In the corner is a carved wooden image of Mary. It was once possibly part of a rood screen, which used to divide the Nave of a church from the Chancel. (Rood is an old word for the cross.) The cross and candles on the altar are also thought to have been designed by Comper. Look up at the stained glass window above the altar. This was given by the Guild of Willing Workers in 1919 as a thankoffering for peace after The Great War. It shows Our Lady as Queen of Heaven, in the centre, with the Wedding at Cana and the crucifixion on either side. The small window on the left features the Annunciation with the Angel Gabriel above.
8. THE BLESSED SACRAMENT CHAPEL is to be found in the Sanctuary, behind the High Altar. This chapel was created when the Sanctuary was re-ordered in the 1920s. The ornate baroque furnishings are continental in origin. Behind the altar, in a special wall cupboard called an Aumbry, or Tabernacle, some of the consecrated bread from the Mass is kept. It’s from this that the chapel gets its name. The bread is reserved for the priest to take to the sick or dying in an emergency. It’s a special place of prayer and devotion, for we believe that Christ is here in his sacramental presence and a white lamp burns continually to remind us of this.
9. THE SANCTUARY – As in so many churches, changing liturgical fashion down the years has dictated much alteration in this area. In 1909 when the church was consecrated, the High Altar stood against the east wall.
There were altar rails dividing the Sanctuary from the Chancel, where the curtains now hang. On each side of the altar there were choir stalls. The panels on the High Altar were probably painted locally. The centre one depicts worship in heaven and the panels each side contain figures from the Old and New Covenant. The six altar candlesticks are continental and the crucifix was made especially to match. The brick and stone flooring was designed, it is believed, by the famous architect Sir Edwin Lutyens, brother of Canon William Lutyens (Vicar from 1914 to 1930). The curvilinear design is believed to be inspired by knots (as in rope), linking it to the dockyard, ships and sailing. These patterns had and have a practical use too, for they provided markers for the movements of the priest and servers during the liturgy when the High Altar was in regular use.

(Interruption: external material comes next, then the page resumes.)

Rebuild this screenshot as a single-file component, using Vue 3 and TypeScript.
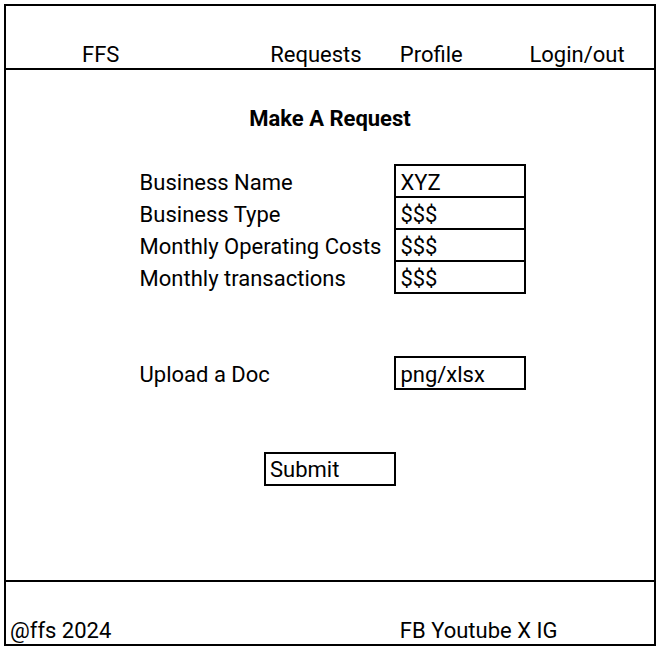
<script setup lang="ts">
import { reactive } from 'vue'

interface Field {
  id: string
  label: string
}

const fields: Field[] = [
  { id: 'name', label: 'Business Name' },
  { id: 'type', label: 'Business Type' },
  { id: 'costs', label: 'Monthly Operating Costs' },
  { id: 'transactions', label: 'Monthly transactions' },
]

const values = reactive<Record<string, string>>({
  name: 'XYZ',
  type: '$$$',
  costs: '$$$',
  transactions: '$$$',
  doc: 'png/xlsx',
})
</script>

<template>
  <div class="page">
    <header class="header">
      <a class="brand" href="#">FFS</a>
      <nav class="nav">
        <a href="#">Requests</a>
        <a href="#">Profile</a>
        <a href="#">Login/out</a>
      </nav>
    </header>

    <main class="main">
      <h1>Make A Request</h1>
      <form class="form" @submit.prevent>
        <div class="fields">
          <div v-for="field in fields" :key="field.id" class="row">
            <label :for="field.id">{{ field.label }}</label>
            <input :id="field.id" v-model="values[field.id]" type="text" />
          </div>
        </div>
        <div class="row">
          <label for="doc">Upload a Doc</label>
          <input id="doc" v-model="values.doc" type="text" />
        </div>
        <button type="submit">Submit</button>
      </form>
    </main>

    <footer class="footer">
      <span>@ffs 2024</span>
      <span class="social"><a href="#">FB</a> <a href="#">Youtube</a> <a href="#">X</a> <a href="#">IG</a></span>
    </footer>
  </div>
</template>

<style>
body {
  background: #fff;
}
</style>

<style scoped>
.page,
.page * {
  box-sizing: border-box;
}

.page {
  display: flex;
  flex-direction: column;
  min-height: calc(100vh - 10px);
  margin: 4px 2px 6px 4px;
  border: 2px solid #000;
  color: #000;
  font: 22px/26px Roboto, "Noto Sans", sans-serif;
}

a {
  color: inherit;
  text-decoration: none;
}

.header,
.footer {
  display: grid;
  grid-template-columns: repeat(5, 1fr);
  align-items: end;
  height: 64px;
}

.header {
  border-bottom: 2px solid #000;
}

.brand {
  grid-column: 1 / 3;
  padding-left: 76px;
}

.nav {
  display: grid;
  grid-template-columns: repeat(3, 1fr);
  grid-column: 3 / 6;
}

.nav a {
  padding-left: 5px;
}

.main {
  flex: 1;
}

h1 {
  margin: 36px 0 0;
  font-size: 22px;
  line-height: 26px;
  text-align: center;
}

.form {
  display: flex;
  flex-direction: column;
  gap: 62px;
  width: calc(60% + 4px);
  margin: 32px auto 0;
}

.row {
  display: grid;
  grid-template-columns: 1fr 132px;
}

.row + .row {
  margin-top: -2px;
}

label {
  padding: 6px 6px 2px;
  white-space: nowrap;
}

input,
button {
  width: 100%;
  min-width: 0;
  height: 34px;
  margin: 0;
  padding: 2px 4px 0;
  border: 2px solid #000;
  border-radius: 0;
  background: #fff;
  color: inherit;
  font: inherit;
  text-align: left;
}

button {
  align-self: center;
  width: 132px;
}

.footer {
  border-top: 2px solid #000;
}

.footer span {
  padding-left: 4px;
}

.footer .social {
  grid-column: 4 / 6;
  padding-left: 5px;
}
</style>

The original altar was in continual use until 1990, when a new style of worship was introduced. We still use the High Altar for the traditional Book of Common Prayer Communion Service. A free-standing altar was placed in the centre of the Sanctuary, allowing the priest to stand behind it, facing the people at the Mass, or in front should he decide to say Mass facing eastward. High above, on the east wall, hangs an attractive round picture (Tondo) of the Madonna enthroned with two Saints. This is a copy of a Renaissance painting attributed to Perugino.
10. HOLY SOULS or REQUIEM CHAPEL – This is to be found at the east end of the South Aisle. Here a monthly Requiem Mass for the departed is said. Near the altar is our memorial book and all those named in it are remembered on the anniversary of their death at our daily services. The painted reredos, or screen, originally stood against the east wall behind the High Altar. In 1926 it was moved to its present position and made into the parish’s First World War Memorial. It then stood against the pipe organ, which was removed and sold in the 1990s, thus making room for this chapel. The parish’s Second World War Memorial is actually in the form of an Altar Book, in which the names of those from the parish who died are inscribed. A facsimile of the memorial page from the Altar Book hangs on the Chapel wall above the memorial book.
11. LECTERN and PULPIT – As you face the Sanctuary, you see a simple wooden LECTERN on the right and a matching PULPIT on the left. These are of the same height, perhaps to show that the Word of God read from the lectern is of equal importance to the preaching of the Word from the pulpit!
12. STAINED GLASS WINDOWS – Looking to the extreme right and left at this point, you can see two small stained glass windows; one depicts Saint LUKE and the other Saint MARK. These windows remind us that when the church was built, the parish of Saint Luke’s was carved out of the original parish of Saint Mark’s, the church in Gillingham High Street. This church may have been dedicated to Saint Luke simply because his gospel follows that of Saint Mark in the New Testament.
13. OUR PATRON SAINT, SAINT LUKE – next to a pillar in the South Aisle stands a statue of our patron saint. Saint Luke was a doctor and a gospel writer. He’s depicted holding a quill pen with a book and beside him is his symbolic animal, the ox (meaning sacrifice). This statue was made by a woodcarver especially for Saint Luke’s. The parish commissioned it from Oberammergau (in Bavaria) whilst on a pilgrimage to see the famous Passion Play in 1960. We always place flowers before our Patron Saint and there’s the opportunity to light a candle and ask Saint Luke to pray for us too.
14. CONFESSIONAL – at the end of the South Aisle is a confessional, where people confess their sins to a priest and ask for God’s forgiveness. It’s still used occasionally, although Confession is mostly conducted in a more informal way, with the penitent talking to the priest face to face.
15. CHILDREN’S AREA – you’ll notice that some pews at this end of the nave have been re-arranged to form a ‘safe’ area for parents with small children. Families can see what’s going on at the altar and take their part in the service, without being relegated to a remote part of the church.
We’re now back at the WEST END of the Church and you may well think that this part of the building isn’t exactly well-used. It never has been since it was built in the 1920s. We hope that in the not-too-distant future it may be possible to discreetly screen this area off, levelling it out and provide more secular uses for it. Watch this space…! This area does contain notice-boards giving general parish information, news of our link missionaries (Lisa and Orlando Muerasse) in Mozambique, and the latest from the Shrine of Our Lady of Walsingham. Come and have a look.